In a previous briefing we reported on a case where the Court decided that a patient suffering from anorexia should be discharged rather than treated compulsorily using section 63 Mental Health Act[1].

The Court has recently decided a further case on the basis that the patient should be discharged rather than face compulsory treatment.


Miss Z was aged 46 and detained under the Mental Health Act. She had been diagnosed with anorexia 31 years previously but had never significantly engaged with treatment. She had an extremely low BMI and was held to lack capacity to make decisions as to whether to undergo treatment for her anorexia.

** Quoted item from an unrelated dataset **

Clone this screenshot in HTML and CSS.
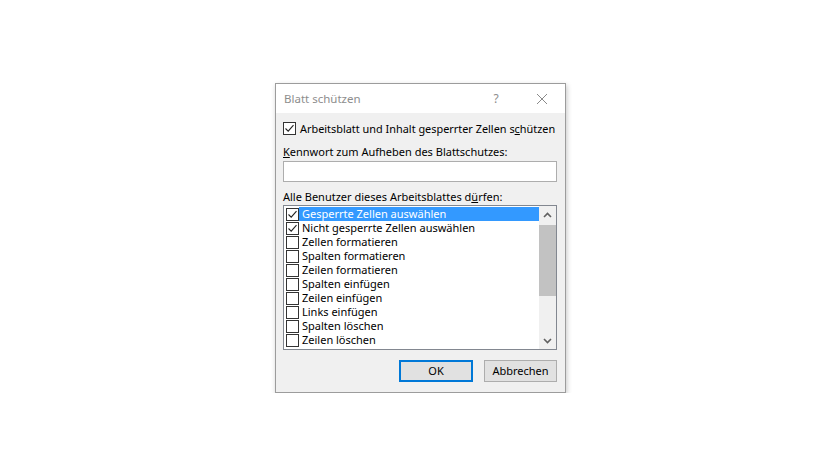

Three options for her treatment were placed before the Court:

  • Option 1 involved feeding under physical restraint until her weight and physical health improved.
  • Option 2 involved feeding under chemical sedation but with an acknowledgement that this carried risks in itself.
  • Option 3 was to discharge Miss Z from detention under the Mental Health Act and provide treatment only if she was prepared to engaged with this on a voluntary basis.

The Court’s decision

The Court commented that it was in effect considering three palliative care options. It acknowledged that the parents of Miss Z hoped that she would accept treatment and supported the proposal for her discharge.

The Court decided that she should indeed be discharged. It adopted the same approach as in the case of Miss W[3] and adopted the ‘least worst option’. The Court held that the third option, discharge, was ultimately the only option which carried any vestige of hope and preserved her dignity and autonomy.